Theologian Tom Wright has said, “Because of the cross, being a Christian, or being a church, does not mean claiming that we’ve got it all together. It means claiming that God’s got it all together; and that we are merely, as Paul says, those who are overwhelmed by [God’s] love.” 
If we trust God’s got it all together, and we don’t, we can trust God’s promise, that God is working to bring hope and life to this world. Even to the most devastating of places and scenarios. That every act of grace and kindness, every step away from the usual human violence and hatred and retaliation and revenge, is inspired by and led by God. That can be our hope and prayer.
And if God can use a Persian emperor to bring about restoration, God also can use you. That’s central to Jesus’ hope. He called people to follow, to become like him, to be shaped by love of God and neighbor, because God needs as many hands as possible to bring about the healing that is needed.
And yes, we feel we aren’t up to the task. We feel helpless here, in our place. We don’t elect every leader in Congress, we don’t have the ability to shape foreign crises personally. We can’t even fix our own city. We despair that it seems we lack the ability to help in anything that really matters.
But Jesus seems to think you’re critical to all this. That you, with a changed, new heart, filled with God’s Spirit, will make a difference that will tip the scales. That your love of neighbor, your careful voting, your engagement with your neighborhood, your prayer and supplication, your ability to hold in tension seemingly contrasting truths and find hope, all this makes a difference. You make a difference, Jesus thinks. Even if you can’t see it.

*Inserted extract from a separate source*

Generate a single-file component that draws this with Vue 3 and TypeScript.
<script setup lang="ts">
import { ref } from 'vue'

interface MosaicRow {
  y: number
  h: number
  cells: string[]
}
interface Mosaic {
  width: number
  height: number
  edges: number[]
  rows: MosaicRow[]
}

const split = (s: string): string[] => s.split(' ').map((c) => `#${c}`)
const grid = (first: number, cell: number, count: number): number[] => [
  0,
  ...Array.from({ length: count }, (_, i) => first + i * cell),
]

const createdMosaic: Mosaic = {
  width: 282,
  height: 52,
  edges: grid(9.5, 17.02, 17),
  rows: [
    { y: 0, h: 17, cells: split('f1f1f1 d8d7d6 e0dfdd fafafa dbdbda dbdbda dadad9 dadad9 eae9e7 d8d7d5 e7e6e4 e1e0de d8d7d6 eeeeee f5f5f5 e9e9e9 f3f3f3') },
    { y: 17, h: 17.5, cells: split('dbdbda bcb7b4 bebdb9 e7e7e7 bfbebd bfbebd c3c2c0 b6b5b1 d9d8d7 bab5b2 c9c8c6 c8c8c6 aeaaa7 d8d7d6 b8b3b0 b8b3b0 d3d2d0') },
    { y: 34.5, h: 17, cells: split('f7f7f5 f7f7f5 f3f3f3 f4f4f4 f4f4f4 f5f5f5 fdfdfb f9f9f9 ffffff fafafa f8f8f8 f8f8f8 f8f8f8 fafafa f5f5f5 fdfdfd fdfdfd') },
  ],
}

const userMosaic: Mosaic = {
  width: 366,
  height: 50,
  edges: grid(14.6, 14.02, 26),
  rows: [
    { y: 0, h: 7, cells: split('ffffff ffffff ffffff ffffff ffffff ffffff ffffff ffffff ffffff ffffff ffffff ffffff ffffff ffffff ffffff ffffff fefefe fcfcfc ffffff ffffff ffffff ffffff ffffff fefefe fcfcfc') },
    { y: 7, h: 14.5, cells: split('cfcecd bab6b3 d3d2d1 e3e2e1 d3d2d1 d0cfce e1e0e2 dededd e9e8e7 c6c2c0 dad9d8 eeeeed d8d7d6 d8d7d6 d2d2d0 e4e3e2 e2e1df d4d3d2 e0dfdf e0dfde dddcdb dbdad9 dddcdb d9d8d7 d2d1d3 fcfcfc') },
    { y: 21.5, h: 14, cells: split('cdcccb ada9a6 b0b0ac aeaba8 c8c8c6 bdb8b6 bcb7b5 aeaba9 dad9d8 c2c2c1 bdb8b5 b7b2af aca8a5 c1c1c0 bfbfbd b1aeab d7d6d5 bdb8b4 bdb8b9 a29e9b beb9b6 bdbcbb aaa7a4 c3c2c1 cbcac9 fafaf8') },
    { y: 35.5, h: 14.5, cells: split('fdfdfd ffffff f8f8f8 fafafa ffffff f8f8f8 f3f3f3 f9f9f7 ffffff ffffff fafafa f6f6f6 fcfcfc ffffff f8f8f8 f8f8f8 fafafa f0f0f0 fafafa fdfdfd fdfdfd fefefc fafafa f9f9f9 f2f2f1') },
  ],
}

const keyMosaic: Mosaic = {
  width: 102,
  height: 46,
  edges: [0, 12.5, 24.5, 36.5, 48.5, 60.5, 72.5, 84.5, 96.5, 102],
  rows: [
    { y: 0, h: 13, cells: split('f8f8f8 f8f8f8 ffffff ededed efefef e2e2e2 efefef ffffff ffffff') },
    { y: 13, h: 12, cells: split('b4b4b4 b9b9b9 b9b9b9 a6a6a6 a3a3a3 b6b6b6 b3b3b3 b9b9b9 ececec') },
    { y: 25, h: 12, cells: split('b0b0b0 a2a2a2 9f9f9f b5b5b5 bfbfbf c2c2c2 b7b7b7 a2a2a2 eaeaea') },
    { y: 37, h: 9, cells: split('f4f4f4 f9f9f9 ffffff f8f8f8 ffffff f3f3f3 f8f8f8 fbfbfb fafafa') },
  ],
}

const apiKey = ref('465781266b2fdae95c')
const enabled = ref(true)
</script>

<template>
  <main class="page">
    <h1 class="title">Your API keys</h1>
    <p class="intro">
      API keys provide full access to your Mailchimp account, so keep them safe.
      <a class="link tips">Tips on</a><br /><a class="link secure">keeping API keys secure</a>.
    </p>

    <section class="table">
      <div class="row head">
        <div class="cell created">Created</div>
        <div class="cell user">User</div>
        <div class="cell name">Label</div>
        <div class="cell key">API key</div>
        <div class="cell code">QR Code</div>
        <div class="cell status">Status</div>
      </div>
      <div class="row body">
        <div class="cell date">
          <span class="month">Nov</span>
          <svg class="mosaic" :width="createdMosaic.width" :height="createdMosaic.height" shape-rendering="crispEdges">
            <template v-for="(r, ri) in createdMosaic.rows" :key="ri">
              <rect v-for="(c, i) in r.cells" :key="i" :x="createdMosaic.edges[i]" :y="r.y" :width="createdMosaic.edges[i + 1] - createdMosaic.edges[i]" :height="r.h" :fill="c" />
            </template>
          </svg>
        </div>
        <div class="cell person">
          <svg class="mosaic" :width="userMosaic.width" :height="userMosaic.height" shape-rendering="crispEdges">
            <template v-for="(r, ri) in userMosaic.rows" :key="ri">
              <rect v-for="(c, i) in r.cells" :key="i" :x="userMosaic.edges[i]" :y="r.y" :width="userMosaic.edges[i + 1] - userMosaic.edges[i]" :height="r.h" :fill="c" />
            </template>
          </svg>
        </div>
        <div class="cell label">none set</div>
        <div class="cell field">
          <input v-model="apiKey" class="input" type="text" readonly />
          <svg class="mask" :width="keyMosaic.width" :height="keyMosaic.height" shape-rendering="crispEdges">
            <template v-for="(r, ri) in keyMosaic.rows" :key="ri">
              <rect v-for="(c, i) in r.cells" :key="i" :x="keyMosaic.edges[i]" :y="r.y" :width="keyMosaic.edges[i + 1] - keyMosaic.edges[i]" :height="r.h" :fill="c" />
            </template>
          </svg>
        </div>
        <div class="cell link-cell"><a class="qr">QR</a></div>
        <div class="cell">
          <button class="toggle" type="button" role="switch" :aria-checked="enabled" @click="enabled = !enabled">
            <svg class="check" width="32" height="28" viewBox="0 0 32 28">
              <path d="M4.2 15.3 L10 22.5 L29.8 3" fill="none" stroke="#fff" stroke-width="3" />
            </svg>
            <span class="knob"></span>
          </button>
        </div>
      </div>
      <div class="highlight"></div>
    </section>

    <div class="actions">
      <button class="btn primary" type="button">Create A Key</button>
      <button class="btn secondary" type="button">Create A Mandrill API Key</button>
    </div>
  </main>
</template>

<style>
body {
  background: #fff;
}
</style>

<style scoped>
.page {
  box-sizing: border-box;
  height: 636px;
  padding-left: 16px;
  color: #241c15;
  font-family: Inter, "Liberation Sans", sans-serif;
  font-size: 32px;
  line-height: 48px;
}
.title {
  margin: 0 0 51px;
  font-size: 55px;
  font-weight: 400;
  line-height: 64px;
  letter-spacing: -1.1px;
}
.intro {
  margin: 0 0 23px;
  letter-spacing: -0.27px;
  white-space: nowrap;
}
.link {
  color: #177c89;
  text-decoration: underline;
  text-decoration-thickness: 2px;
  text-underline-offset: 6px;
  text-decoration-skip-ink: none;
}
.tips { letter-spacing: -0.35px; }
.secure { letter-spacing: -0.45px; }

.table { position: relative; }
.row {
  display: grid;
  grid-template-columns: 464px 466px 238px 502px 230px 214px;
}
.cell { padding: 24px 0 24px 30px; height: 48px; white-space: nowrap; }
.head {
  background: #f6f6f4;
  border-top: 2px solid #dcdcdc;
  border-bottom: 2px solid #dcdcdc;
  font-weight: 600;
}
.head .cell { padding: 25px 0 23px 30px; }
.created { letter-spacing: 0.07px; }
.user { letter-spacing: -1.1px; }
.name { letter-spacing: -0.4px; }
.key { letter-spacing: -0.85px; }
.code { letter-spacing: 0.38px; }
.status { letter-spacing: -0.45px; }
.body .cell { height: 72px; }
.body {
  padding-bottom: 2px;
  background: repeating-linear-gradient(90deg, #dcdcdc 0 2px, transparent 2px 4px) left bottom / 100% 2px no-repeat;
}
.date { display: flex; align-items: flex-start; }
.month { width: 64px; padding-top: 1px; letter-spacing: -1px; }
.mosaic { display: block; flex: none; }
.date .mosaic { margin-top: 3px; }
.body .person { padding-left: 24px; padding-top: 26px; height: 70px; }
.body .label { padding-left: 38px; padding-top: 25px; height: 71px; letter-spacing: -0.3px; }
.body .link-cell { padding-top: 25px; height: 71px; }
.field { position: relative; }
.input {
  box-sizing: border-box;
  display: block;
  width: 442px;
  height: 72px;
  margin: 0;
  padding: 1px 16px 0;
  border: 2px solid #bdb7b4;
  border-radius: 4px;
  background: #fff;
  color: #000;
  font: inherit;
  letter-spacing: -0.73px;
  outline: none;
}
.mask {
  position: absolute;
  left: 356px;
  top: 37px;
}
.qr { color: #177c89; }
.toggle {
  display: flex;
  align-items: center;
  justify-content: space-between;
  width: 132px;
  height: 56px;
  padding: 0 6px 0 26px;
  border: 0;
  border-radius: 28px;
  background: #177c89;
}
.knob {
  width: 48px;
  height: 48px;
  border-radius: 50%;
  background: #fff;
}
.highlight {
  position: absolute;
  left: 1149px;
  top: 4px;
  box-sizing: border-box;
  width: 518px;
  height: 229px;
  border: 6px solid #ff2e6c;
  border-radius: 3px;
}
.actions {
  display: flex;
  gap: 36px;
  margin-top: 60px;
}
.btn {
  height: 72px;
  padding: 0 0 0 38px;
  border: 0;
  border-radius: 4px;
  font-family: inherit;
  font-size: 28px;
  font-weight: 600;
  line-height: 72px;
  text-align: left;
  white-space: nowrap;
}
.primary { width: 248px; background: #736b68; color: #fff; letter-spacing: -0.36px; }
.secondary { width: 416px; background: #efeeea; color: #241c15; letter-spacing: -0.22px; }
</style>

Like Paul’s Thessalonians.
Their trust in a living God whom they can’t limit or control, instead of whatever idols they’ve had, made them into people of grace and hope and healing that became known all over the region. They had no ability to control the Roman emperor, or probably even affect much beyond their own towns and villages. And yet Paul says the word got out: these people are living as Christ in the world and making a difference.
And since you are loved by God in Christ, since you are made in the image of God – that’s the image printed on you, not Caesar’s – when you give to God what is God’s, you give yourself, and you, too, will change the world. And even if you can’t see it, God can.
In the name of the Father, and of the + Son, and of the Holy Spirit. Amen
 N. T. Wright, For All God’s Worth, p. 20; Wm. B. Eerdmans Publishing Co., Grand Rapids, MI; © 2007.